А девчонка, рожденная из женского чрева, а не из лабораторной колбы, оказалась на удивление здоровой, только куда более крикливой и беспокойной, чем прочие младенцы, в чье эмбриональное развитие вмешивались по обыкновенным просьбам родителей. Грегор Мессель смотрел на ее сморщенное личико, на ее беспомощность и снова слышал голос той женщины с платком, стягивающем густые волосы: «Как такому юному мальчику хватает сил творить такие жестокости?»

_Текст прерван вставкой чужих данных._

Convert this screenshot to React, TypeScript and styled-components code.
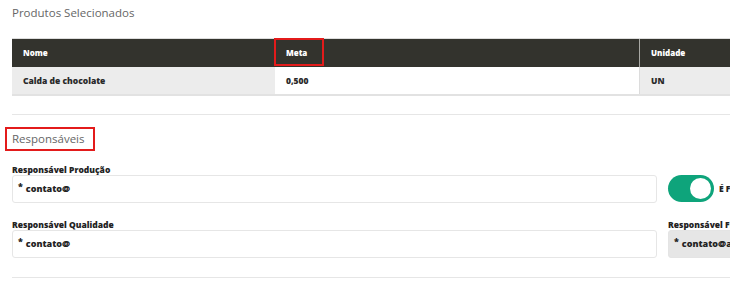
import styled, { createGlobalStyle } from 'styled-components'

const GlobalStyle = createGlobalStyle`
body{
    margin: 0;
    overflow: hidden;
    background: #fff;
    font-family: "Open Sans", "Liberation Sans", sans-serif;
}
`
const Page = styled.div`
width: 1000px;
padding: 0 0 0 12px;
font-size: 11.5px;
line-height: 16px;
`
const TitleRow = styled.div<{ top: number }>`
padding-top: ${props => props.top}px;
display: flex;
`
const SectionTitle = styled.div<{ marked?: boolean }>`
font-size: 11.5px;
color: #666;
line-height: 16px;
${props => props.marked ? `
    border: 2px solid #e31b1b;
    margin-left: -7px;
    padding: 2px 8px 2px 5px;
` : ''}
`
const Table = styled.div`
margin-top: 17px;
display: grid;
grid-template-columns: 263px 364px 1fr;
border-top: 1px solid #ddd;
border-bottom: 2px solid #e2e2e2;
`
const Th = styled.div<{ sep?: boolean }>`
background: #33332d;
color: #fff;
font-size: 8px;
font-weight: 800;
height: 28px;
display: flex;
align-items: center;
padding-left: 11px;
border-left: ${props => props.sep ? '1px solid #a9a9a4' : '0'};
position: relative;
`
const Td = styled.div<{ white?: boolean; sep?: boolean }>`
background: ${props => props.white ? '#fff' : '#ececec'};
color: #2a2a2a;
font-size: 8.5px;
font-weight: 800;
height: 27px;
display: flex;
align-items: center;
padding-left: 11px;
border-left: ${props => props.sep ? '1px solid #dcdcdc' : '0'};
`
const Marker = styled.span`
position: absolute;
left: -1px;
top: -1px;
width: 50px;
height: 28px;
border: 2px solid #e31b1b;
box-sizing: border-box;
`
const Rule = styled.div<{ top: number }>`
width: 988px;
height: 1px;
background: #e6e6e6;
margin-top: ${props => props.top}px;
`
const FormGrid = styled.div`
display: grid;
grid-template-columns: 645px 1fr;
column-gap: 11px;
row-gap: 17px;
margin-top: 14px;
`
const Field = styled.div`
display: flex;
flex-direction: column;
`
const Label = styled.div`
font-size: 8.5px;
font-weight: 800;
color: #222;
line-height: 10px;
height: 10px;
white-space: nowrap;
`
const Input = styled.div<{ disabled?: boolean }>`
height: 28px;
box-sizing: border-box;
border: 1px solid ${props => props.disabled ? '#e4e4e4' : '#e6e6e6'};
background: ${props => props.disabled ? '#e6e6e6' : '#fff'};
border-radius: 3px;
display: flex;
align-items: center;
padding-left: 5px;
font-size: 9px;
font-weight: 800;
color: #222;
white-space: nowrap;
sup{
    font-size: 9px;
    margin-right: 3px;
    position: relative;
    top: -2px;
}
`
const ToggleWrap = styled.div`
display: flex;
align-items: center;
align-self: start;
gap: 5px;
margin-top: 10px;
font-size: 8.5px;
font-weight: 800;
color: #222;
white-space: nowrap;
`
const Toggle = styled.div<{ on?: boolean }>`
width: 46px;
height: 27px;
border-radius: 14px;
background: ${props => props.on ? '#0ea47b' : '#ccc'};
display: flex;
align-items: center;
justify-content: ${props => props.on ? 'flex-end' : 'flex-start'};
padding: 0 3px;
box-sizing: border-box;
&::after{
    content: '';
    width: 21px;
    height: 21px;
    border-radius: 50%;
    background: #fff;
}
`

export default function App() {
    return (
        <Page>
            <GlobalStyle />
            <TitleRow top={5}>
                <SectionTitle>Produtos Selecionados</SectionTitle>
            </TitleRow>
            <Table>
                <Th>Nome</Th>
                <Th>Meta<Marker /></Th>
                <Th sep>Unidade</Th>
                <Td>Calda de chocolate</Td>
                <Td white>0,500</Td>
                <Td sep>UN</Td>
            </Table>
            <Rule top={18} />
            <TitleRow top={12}>
                <SectionTitle marked>Responsáveis</SectionTitle>
            </TitleRow>
            <FormGrid>
                <Field>
                    <Label>Responsável Produção</Label>
                    <Input><sup>*</sup>contato@</Input>
                </Field>
                <ToggleWrap>
                    <Toggle on />
                    É Fiscal
                </ToggleWrap>
                <Field>
                    <Label>Responsável Qualidade</Label>
                    <Input><sup>*</sup>contato@</Input>
                </Field>
                <Field>
                    <Label>Responsável Fiscal</Label>
                    <Input disabled><sup>*</sup>contato@app.com.br</Input>
                </Field>
            </FormGrid>
            <Rule top={19} />
        </Page>
    )
}
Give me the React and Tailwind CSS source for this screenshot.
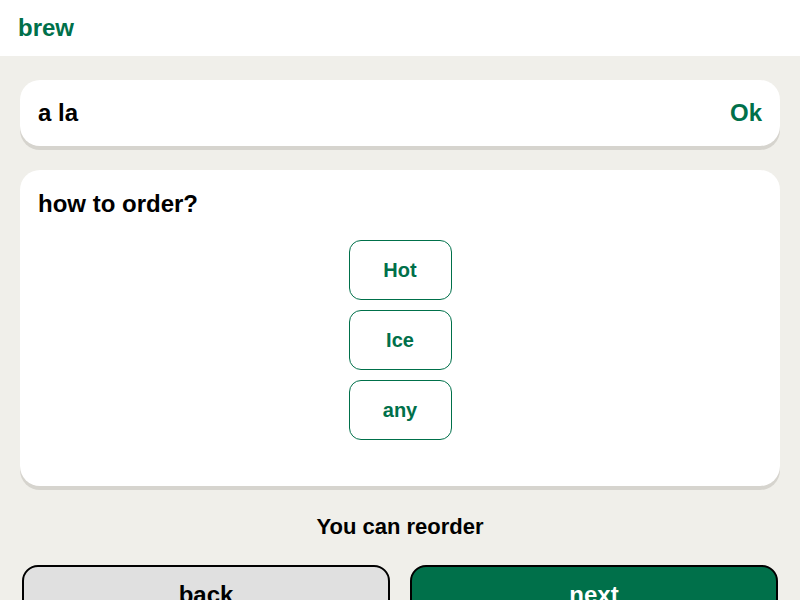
import React, { useState } from 'react'

const options = ['Hot', 'Ice', 'any']

const App = () => {
  const [picked, setPicked] = useState(null)

  return (
    <div className="min-h-[600px] bg-[#f0efea] font-['Liberation_Sans',sans-serif] text-black">
      {/* Top bar */}
      <div className="flex h-14 items-center bg-white px-[18px]">
        <h1 className="text-2xl font-bold text-[#00704a]">brew</h1>
      </div>

      <div className="px-5 pt-6">
        {/* Order strip */}
        <div className="flex h-[66px] items-center justify-between rounded-[20px] bg-white px-[18px] shadow-[0_4px_0_#d6d4ce]">
          <span className="text-2xl font-bold">a la</span>
          <span className="text-2xl font-bold text-[#00704a]">Ok</span>
        </div>

        {/* Question card */}
        <div className="mt-6 h-[316px] rounded-[20px] bg-white px-[18px] pt-[18px] shadow-[0_4px_0_#d6d4ce]">
          <h2 className="text-2xl font-bold">how to order?</h2>
          <div className="mt-5 flex flex-col items-center gap-[10px]">
            {options.map((opt, i) => (
              <button
                key={opt}
                onClick={() => setPicked(i)}
                className={`flex h-[60px] w-[103px] items-center justify-center rounded-xl border border-[#00704a] text-xl font-bold text-[#00704a] ${picked === i ? 'bg-[#e6f1ec]' : 'bg-white'}`}
              >
                {opt}
              </button>
            ))}
          </div>
        </div>

        <p className="mt-6 text-center text-[22px] font-bold">You can reorder</p>
      </div>

      {/* Actions */}
      <div className="mt-[22px] grid grid-cols-2 gap-5 px-[22px]">
        <button className="h-[60px] rounded-2xl border-2 border-black bg-[#e0e0e0] text-2xl font-bold">back</button>
        <button className="h-[60px] rounded-2xl border-2 border-black bg-[#00704a] text-2xl font-bold text-white">next</button>
      </div>
    </div>
  )
}

export default App
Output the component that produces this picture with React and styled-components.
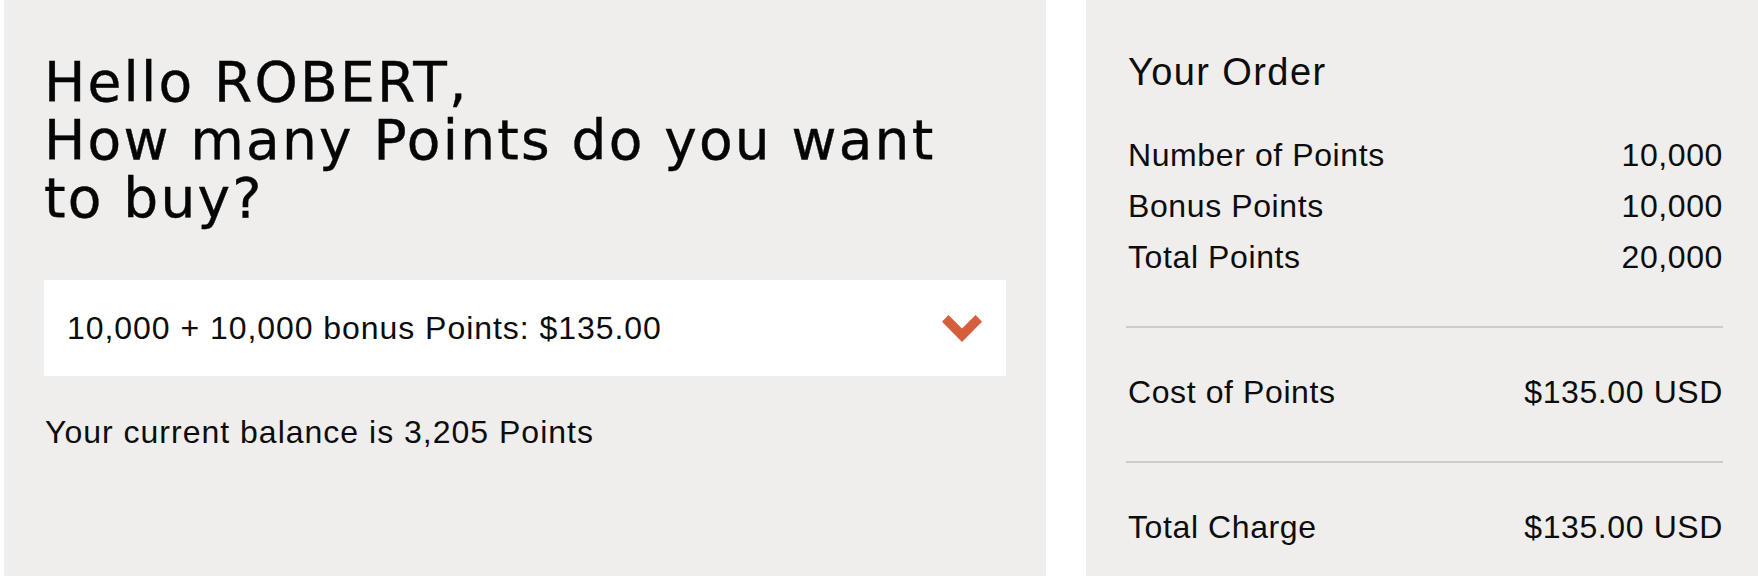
import styled, { createGlobalStyle } from "styled-components";

const GlobalStyle = createGlobalStyle`
  html, body {
    margin: 0;
    padding: 0;
    background: #ffffff;
  }
  body {
    font-family: "Liberation Sans", Arial, sans-serif;
    color: #0d0d0d;
  }
`;

const Page = styled.div`
  display: flex;
  gap: 40px;
  height: 100vh;
  padding-left: 4px;
  box-sizing: border-box;
  overflow: hidden;
`;

const Panel = styled.section`
  background: #efeeec;
  box-sizing: border-box;
  height: 100%;
`;

const BuyPanel = styled(Panel)`
  width: 1042px;
  flex-shrink: 0;
  padding: 53px 40px 0 40px;
`;

const OrderPanel = styled(Panel)`
  flex: 1;
  padding: 50px 35px 0 40px;
`;

const Heading = styled.h1`
  margin: 0;
  font-family: "DejaVu Sans", sans-serif;
  font-weight: 400;
  font-size: 55px;
  line-height: 58px;
  letter-spacing: 2.2px;
  color: #050505;
  -webkit-text-stroke: 0.4px #050505;
`;

const Select = styled.button`
  margin-top: 53px;
  width: 100%;
  height: 96px;
  display: flex;
  align-items: center;
  justify-content: space-between;
  padding: 0 24px 0 23px;
  box-sizing: border-box;
  background: #fff;
  border: none;
  font-family: "Liberation Sans", Arial, sans-serif;
  font-size: 32px;
  letter-spacing: 0.95px;
  color: #0d0d0d;
  cursor: pointer;
`;

const Chevron = () => (
  <svg width="40" height="27" viewBox="0 0 40 27">
    <polygon points="0,6.7 6.4,0 20,13.6 33.6,0 40,6.7 20,27" fill="#d55f3c" />
  </svg>
);

const Balance = styled.p`
  margin: 36px 0 0 1px;
  font-size: 32px;
  line-height: 41.6px;
  letter-spacing: 1px;
`;

const OrderTitle = styled.h2`
  margin: 0 0 36px 2px;
  font-weight: 400;
  font-size: 38px;
  line-height: 44.4px;
  letter-spacing: 1.4px;
`;

const Row = styled.div`
  display: flex;
  justify-content: space-between;
  padding-left: 2px;
  font-size: 32px;
  line-height: 51px;
  letter-spacing: 0.6px;
`;

const Divider = styled.hr`
  margin: 43px 0 39px;
  border: none;
  height: 2px;
  background: #cdcccb;
`;

const lines = [
  ["Number of Points", "10,000"],
  ["Bonus Points", "10,000"],
  ["Total Points", "20,000"],
];

export default function App() {
  return (
    <>
      <GlobalStyle />
      <Page>
        <BuyPanel>
          <Heading>
            Hello ROBERT,
            <br />
            How many Points do you want
            <br />
            to buy?
          </Heading>
          <Select>
            <span>10,000 + 10,000 bonus Points: $135.00</span>
            <Chevron />
          </Select>
          <Balance>Your current balance is 3,205 Points</Balance>
        </BuyPanel>
        <OrderPanel>
          <OrderTitle>Your Order</OrderTitle>
          {lines.map(([label, value]) => (
            <Row key={label}>
              <span>{label}</span>
              <span>{value}</span>
            </Row>
          ))}
          <Divider />
          <Row>
            <span>Cost of Points</span>
            <span>$135.00 USD</span>
          </Row>
          <Divider />
          <Row>
            <span>Total Charge</span>
            <span>$135.00 USD</span>
          </Row>
        </OrderPanel>
      </Page>
    </>
  );
}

Под предлогом того, что этот ребенок – его, девчонку передали Грегору Мессель, а самого его перевели из рейдерского отдела в пассивное наблюдение за Средним Сектором, со свободной передвижения, достойной пенсией, однако без права на апелляцию как минимум в обозримом будущем. Он назвал дочь Ией и почти возненавидел за свою сломанную жизнь и недостигнутые из-за ее появления цели. Первые три или четыре года он регулярно таскал ее на медицинские исследования, писал отчеты о её здоровье и составлял таблицу сравнительных анализов Ии и стандартного ребенка, выращенного в Центре Зачатия – начальство по-прежнему не питало интереса, как минимум открытого, ни к нему, ни к его нежданной дочери. Двадцатидвухлетний, полный энергии и амбиций, он делал все, что считал возможным и допустимым, чтобы не дать бывшему начальству забыть о своем существовании, поддерживал связь с теми четырьмя, кто оказался в той же ситуации, что и он сам, разбивался в лепешку, чтобы только продолжать делать хотя бы что-то, что смогло бы изменить его жалкое положение… А девочка все росла, и все явственнее в ее лице проявлялись черты не то Линды, не то Лилии, которое Грегору так сильно хотелось забыть. Иногда только едва слышимый внутренний голос нашептывал ему отчего-то, что в его нынешнем существовании, ставшим внезапно застойной лужей, виновата не девчонка и не та темноволосая женщина старше него на добрый десяток лет, имени которой он не помнил, но те, кто пустил его самого на расходный материал для своих экспериментов… Кто запер его в бетонной коробке жилой многоэтажки Среднего Сектора, запер - и забыл, как дети забывают пройденную игру или дочитанную книгу.